To do → Lines containing the string "styles" are to be collected in full.

════════════════

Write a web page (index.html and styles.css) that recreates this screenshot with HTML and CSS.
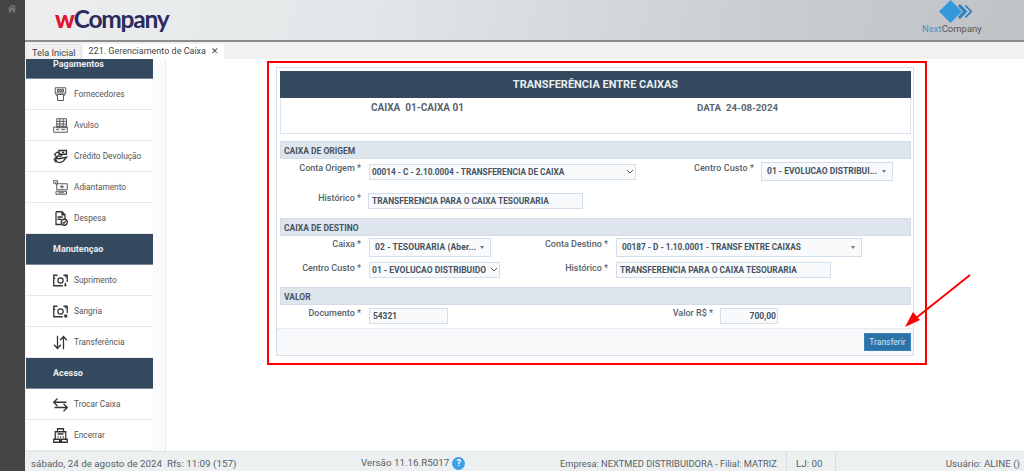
FILE: index.html
```html
<!DOCTYPE html>
<html lang="pt-BR">
<head>
<meta charset="utf-8">
<title>Gerenciamento de Caixa</title>
<link rel="stylesheet" href="styles.css">
</head>
<body>
<div class="app">
  <aside class="rail">
    <svg class="home" viewBox="0 0 16 14"><path d="M8 1 0.5 7.500l1 1L8 3l6.500 5.500 1-1L12.500 5V1.500h-2v1.700zM3 8.500V13.500h3.500V10h3v3.500H13V8.500L8 4.300z"/></svg>
  </aside>
  <div class="shell">
    <header class="top">
      <div class="brand"><span class="brand-w">w</span>Company</div>
      <div class="next">
        <svg class="next-mark" viewBox="0 0 34 23"><path class="d1" d="M11.500 0 23 11.500 11.500 23 0 11.500z"/><path class="d2" d="M21 4l7.500 7.500L21 19l-2-2 5-5.500-5-5.500z"/><path class="d2" d="M27 5l6.500 6.500L27 18l-1.200-1.200 5.300-5.300-5.300-5.300z"/></svg>
        <div class="next-name"><span class="next-blue">Next</span>Company</div>
      </div>
    </header>
    <nav class="tabs">
      <div class="tab">Tela Inicial</div>
      <div class="tab tab-on">221. Gerenciamento de Caixa <span class="tab-x">✕</span></div>
    </nav>
    <div class="work">
      <div class="side">
        <div class="side-head side-head-cut">Pagamentos</div>
        <div class="side-item"><span class="ico"><svg viewBox="0 0 20 20"><path class="s" d="M3 1h14v7H3zM6 3h2v3H6zM9 3h2v3H9zM12 3h2v3h-2zM6 10h8v8H6zM3 8l3 5M17 8l-3 5"/></svg></span>Fornecedores</div>
        <div class="side-item"><span class="ico"><svg viewBox="0 0 20 20"><path class="s" d="M5 1h13v12H5zM5 4.500h13M5 8h13M5 11h13M9 1v12M13.500 1v12M1 12h18v7H1zM4 15.500h4M11 15.500h5"/></svg></span>Avulso</div>
        <div class="side-item"><span class="ico"><svg viewBox="0 0 20 20"><path class="b" d="M8 2h10v5H8zM12 4.500h3M2 7l4-3 3 2 3 2-2 2-3-1-2 2zM3 12l5 1 5-1 5-1-4 5-5 2-4-1zM1 13l3 5"/></svg></span>Crédito Devolução</div>
        <div class="side-item"><span class="ico"><svg viewBox="0 0 20 20"><path class="s" d="M0 1h6v3H0zM5 5h14v8H5zM9 9h6M12 6.500v5M3 4l2 3M4 15h14v4H4zM7 17h8"/></svg></span>Adiantamento</div>
        <div class="side-item"><span class="ico"><svg viewBox="0 0 20 20"><path class="b" d="M4 1h8l4 4v6M4 1v17h7M12 1v4h4M6 8h7M6 11h5"/><circle class="b" cx="15" cy="15" r="4"/><path class="b" d="M13 15l1.500 1.500 2.500-3"/></svg></span>Despesa</div>
        <div class="side-head">Manutençao</div>
        <div class="side-item"><span class="ico"><svg viewBox="0 0 20 20"><path class="b" d="M6 3H1v14h12M14 3h5v9M1 7h2M17 3v3"/><circle class="b" cx="10" cy="10" r="3.500"/><path class="b" d="M16.500 13v4"/><path class="f" d="M14.500 15.500h4l-2 3z"/></svg></span>Suprimento</div>
        <div class="side-item"><span class="ico"><svg viewBox="0 0 20 20"><path class="b" d="M6 3H1v14h12M14 3h5v9M1 7h2M17 3v3"/><circle class="b" cx="10" cy="10" r="3.500"/><path class="f" d="M15 14h4v4h-4z"/></svg></span>Sangria</div>
        <div class="side-item"><span class="ico"><svg viewBox="0 0 20 20"><path class="b" d="M6 1v17M1.500 13 6 18l4.500-5M14 19V2M9.500 7 14 2l4.500 5"/></svg></span>Transferência</div>
        <div class="side-head">Acesso</div>
        <div class="side-item"><span class="ico"><svg viewBox="0 0 20 20"><path class="b" d="M1 7h17M6 2 1 7l5 5M19 14H2M14 9l5 5-5 5"/></svg></span>Trocar Caixa</div>
        <div class="side-item"><span class="ico"><svg viewBox="0 0 20 20"><path class="b" d="M6 1h8v4H6zM3 5h14v10H3zM6 8h8M1 15h18v4H1zM8 17h4M6 12h1.500M9.500 12H11M13 12h1.500"/></svg></span>Encerrar</div>
      </div>
      <div class="gutter"></div>
      <main class="main">
        <section class="panel">
          <div class="panel-body">
            <h1 class="title">TRANSFERÊNCIA ENTRE CAIXAS</h1>
            <div class="info">
              <span class="info-caixa">CAIXA &nbsp;01-CAIXA 01</span>
              <span class="info-data">DATA &nbsp;24-08-2024</span>
            </div>

            <h2 class="sec sec-origem">CAIXA DE ORIGEM</h2>
            <div class="row r-o1">
              <label class="lab lab-a">Conta Origem *</label>
              <div class="ctl sel w-o1">00014 - C - 2.10.0004 - TRANSFERENCIA DE CAIXA<svg class="chev" viewBox="0 0 8 5"><path d="M1 1l3 3 3-3"/></svg></div>
              <label class="lab lab-o2">Centro Custo *</label>
              <div class="ctl combo w-o2">01 - EVOLUCAO DISTRIBUI...<span class="caret"></span></div>
            </div>
            <div class="row r-o2">
              <label class="lab lab-a">Histórico *</label>
              <div class="ctl inp w-o3">TRANSFERENCIA PARA O CAIXA TESOURARIA</div>
            </div>

            <h2 class="sec sec-dest">CAIXA DE DESTINO</h2>
            <div class="row r-d1">
              <label class="lab lab-a">Caixa *</label>
              <div class="ctl combo w-d1">02 - TESOURARIA (Aber...<span class="caret"></span></div>
              <label class="lab lab-d2">Conta Destino *</label>
              <div class="ctl combo w-d2">00187 - D - 1.10.0001 - TRANSF ENTRE CAIXAS<span class="caret"></span></div>
            </div>
            <div class="row r-d2">
              <label class="lab lab-a">Centro Custo *</label>
              <div class="ctl sel w-d3">01 - EVOLUCAO DISTRIBUIDO<svg class="chev" viewBox="0 0 8 5"><path d="M1 1l3 3 3-3"/></svg></div>
              <label class="lab lab-d4">Histórico *</label>
              <div class="ctl inp w-d4">TRANSFERENCIA PARA O CAIXA TESOURARIA</div>
            </div>

            <h2 class="sec sec-valor">VALOR</h2>
            <div class="row r-v">
              <label class="lab lab-a">Documento *</label>
              <div class="ctl inp w-v1">54321</div>
              <label class="lab lab-v2">Valor R$ *</label>
              <div class="ctl inp num w-v2">700,00</div>
            </div>
          </div>
          <div class="actions"><button class="btn" type="button">Transferir</button></div>
        </section>
      </main>
    </div>
    <footer class="foot">
      <div class="f-date">sábado, 24 de agosto de 2024 &nbsp;Rfs: 11:09 (157)</div>
      <div class="f-ver">Versão 11.16.R5017<span class="help">?</span></div>
      <div class="f-emp">Empresa: NEXTMED DISTRIBUIDORA - Filial: MATRIZ</div>
      <div class="f-lj">LJ: 00</div>
      <div class="f-user">Usuário: ALINE ()</div>
    </footer>
  </div>
</div>
<div class="mark-box"></div>
<svg class="mark-arrow" viewBox="0 0 80 70"><path class="mark-line" d="M71 2 12 49"/><path class="mark-head" d="M6 54 21 47 14 39z"/></svg>
</body>
</html>
```
FILE: styles.css
```css
* { box-sizing: border-box; }
html, body { margin: 0; height: 471px; overflow: hidden; background: #fff; }
body { font-family: Roboto, "Liberation Sans", sans-serif; color: #555; }
.app { display: flex; height: 471px; }

.rail { width: 25px; flex: none; background: #444; padding: 4px 0 0 7px; }
.home { display: block; width: 10px; height: 9px; fill: #777; }

.shell { flex: 1; display: flex; flex-direction: column; min-width: 0; }

.top { height: 42px; flex: none; display: flex; justify-content: space-between; background: linear-gradient(100deg, #eceeee 0%, #e3e6e8 35%, #c9cdd0 75%, #bfc3c6 100%); border-bottom: 2px solid #8c8c8c; }
.brand { margin: 1px 0 0 30px; font-family: Lato, sans-serif; font-weight: 700; font-size: 24.500px; letter-spacing: -1.200px; line-height: 36px; color: #2b2a5e; }
.brand-w { color: #e2122e; font-weight: 900; }
.next { width: 59px; margin: 0 43px 0 0; display: flex; flex-direction: column; align-items: flex-start; }
.next-mark { width: 34px; height: 23px; margin-left: 17px; flex: none; }
.d1 { fill: #3498db; }
.d2 { fill: #2d7fc0; }
.next-name { font-size: 9.500px; line-height: 11px; color: #555; white-space: nowrap; }
.next-blue { color: #4a8fc0; }

.tabs { height: 17px; flex: none; display: flex; align-items: flex-end; background: #f1f1f1; padding-left: 1px; gap: 2px; }
.tab { height: 15px; padding: 0 4px 0 5px; font-size: 9.200px; line-height: 15px; color: #444; background: #f1f1f1; border: 1px solid #e6e6e6; border-bottom: 0; }
.tab-on { background: #fff; border: 0; padding: 0 5px 0 6px; font-size: 9px; }
.tab-x { margin-left: 3px; font-size: 8.500px; }

.work { height: 392px; flex: none; display: flex; }
.side { width: 128px; flex: none; padding-left: 1px; background: #f3f4f5; overflow: hidden; }
.side-head { height: 31px; padding-left: 27px; font-size: 9px; font-weight: 700; line-height: 30px; color: #e8edf2; background: #34495e; border-bottom: 1px solid #7a8a9a; }
.side-head-cut { height: 20px; line-height: 10px; }
.side-item { height: 31px; display: flex; align-items: center; padding: 0 0 0 27px; font-size: 8.300px; color: #555; background: #fff; border-bottom: 1px solid #e9e9e9; }
.ico { width: 21px; height: 15px; flex: none; }
.ico svg { display: block; width: 15px; height: 15px; }
.s { fill: none; stroke: #555; stroke-width: 1.300; }
.b { fill: none; stroke: #333; stroke-width: 1.700; }
.f { fill: #333; }

.gutter { width: 13px; flex: none; background: #fafbfc; border-right: 1px solid #e6ebf2; }
.main { flex: 1; background: #fff; padding: 8px 0 0 110px; }

.panel { width: 638px; height: 289px; border: 1px solid #d5dfea; display: flex; flex-direction: column; }
.panel-body { flex: 1; padding: 3px 2px 0 3px; }
.title { margin: 0; height: 27px; background: #34495e; color: #e9eef3; font-size: 11px; font-weight: 700; line-height: 27px; text-align: center; }
.info { height: 36px; border: 1px solid #dbe4ee; border-top: 0; font-size: 10px; font-weight: 700; color: #5a6470; display: flex; padding: 4px 0 0 90px; line-height: 12px; }
.info-caixa { width: 326px; }
.info-data { font-size: 9.700px; }
.sec { margin: 0; height: 18px; line-height: 18px; padding-left: 3px; background: #dfe5ec; border: 1px solid #d3dde9; font-size: 8.500px; font-weight: 700; color: #46525f; }
.sec-origem { margin-top: 7px; }
.sec-dest { margin-top: 9px; }
.sec-valor { margin-top: 6px; }

.row { display: flex; align-items: flex-start; }
.lab { flex: none; font-size: 9px; font-weight: 500; line-height: 12px; color: #565f69; text-align: right; white-space: nowrap; }
.lab-a { width: 81px; margin-right: 8px; }
.ctl { flex: none; position: relative; font-size: 8.500px; font-weight: 700; color: #46525f; white-space: nowrap; background: #f8fafc; border: 1px solid #d3deeb; }
.sel { height: 16px; line-height: 14px; padding-left: 2px; }
.combo { height: 19px; line-height: 17px; padding-left: 5px; }
.inp { height: 16px; line-height: 14px; padding-left: 3px; font-size: 8.400px; }
.num { text-align: right; padding-right: 1px; font-size: 8.500px; }
.chev { position: absolute; right: 1px; top: 4px; width: 8px; height: 5px; fill: none; stroke: #555; stroke-width: 1; }
.caret { position: absolute; right: 6px; top: 7px; border: 2.500px solid transparent; border-top: 3px solid #777; }

.r-o1 { margin-top: 3px; height: 31px; }
.r-o1 .sel { margin-top: 2px; }
.w-o1 { width: 267px; font-size: 8.250px; }
.lab-o2 { width: 118px; margin-right: 7px; letter-spacing: 0.08px; }
.w-o2 { width: 132px; }
.r-o2 { height: 16px; }
.r-o2 .lab-a { margin: -1px 7px 0 0; }
.w-o3 { width: 215px; }

.r-d1 { margin-top: 2px; height: 24px; }
.w-d1 { width: 122px; letter-spacing: 0.1px; }
.lab-d2 { width: 117px; margin-right: 8px; }
.w-d2 { width: 246px; font-size: 8.250px; }
.r-d2 { height: 19px; }
.w-d3 { width: 131px; }
.lab-d4 { width: 108px; margin-right: 8px; }
.w-d4 { width: 215px; }

.r-v { margin-top: 3px; }
.r-v .lab { margin-top: -1px; }
.w-v1 { width: 79px; }
.lab-v2 { width: 265px; margin-right: 7px; }
.w-v2 { width: 58px; }

.actions { height: 27px; flex: none; display: flex; justify-content: flex-end; align-items: flex-start; padding: 4px 2px 0 0; background: #f7f8fa; border-top: 1px solid #e6eaef; }
.btn { width: 47px; height: 18px; padding: 0; font: 8.500px Roboto, sans-serif; color: #d5e6f3; background: #2a72a8; border: 1px solid #3a85bb; }

.foot { height: 20px; flex: none; display: flex; background: #ecf0f1; border-top: 1px solid #e3e6e8; font-size: 9.800px; line-height: 24px; color: #5a5f63; }
.f-date { width: 336px; padding-left: 6px; }
.f-ver { width: 199px; line-height: 21px; white-space: nowrap; }
.help { display: inline-block; width: 13px; height: 13px; border-radius: 50%; background: #3ea0e6; color: #fff; font-size: 9px; font-weight: 700; line-height: 13px; text-align: center; margin-left: 3px; }
.f-emp { width: 226px; white-space: nowrap; font-size: 9.300px; }
.f-lj { width: 50px; padding-left: 9px; border-left: 1px solid #d9dcde; border-right: 1px solid #d9dcde; }
.f-user { flex: 1; text-align: right; padding-right: 4px; }

.mark-box { position: absolute; left: 267px; top: 61px; width: 660px; height: 304px; border: 2px solid #f00; pointer-events: none; }
.mark-arrow { position: absolute; left: 899px; top: 273px; width: 80px; height: 70px; }
.mark-line { fill: none; stroke: #f00; stroke-width: 2; }
.mark-head { fill: #f00; }
```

════════════════

The response →
Write a web page (index.html and styles.css) that recreates this screenshot with HTML and CSS.
<link rel="stylesheet" href="styles.css">
FILE: styles.css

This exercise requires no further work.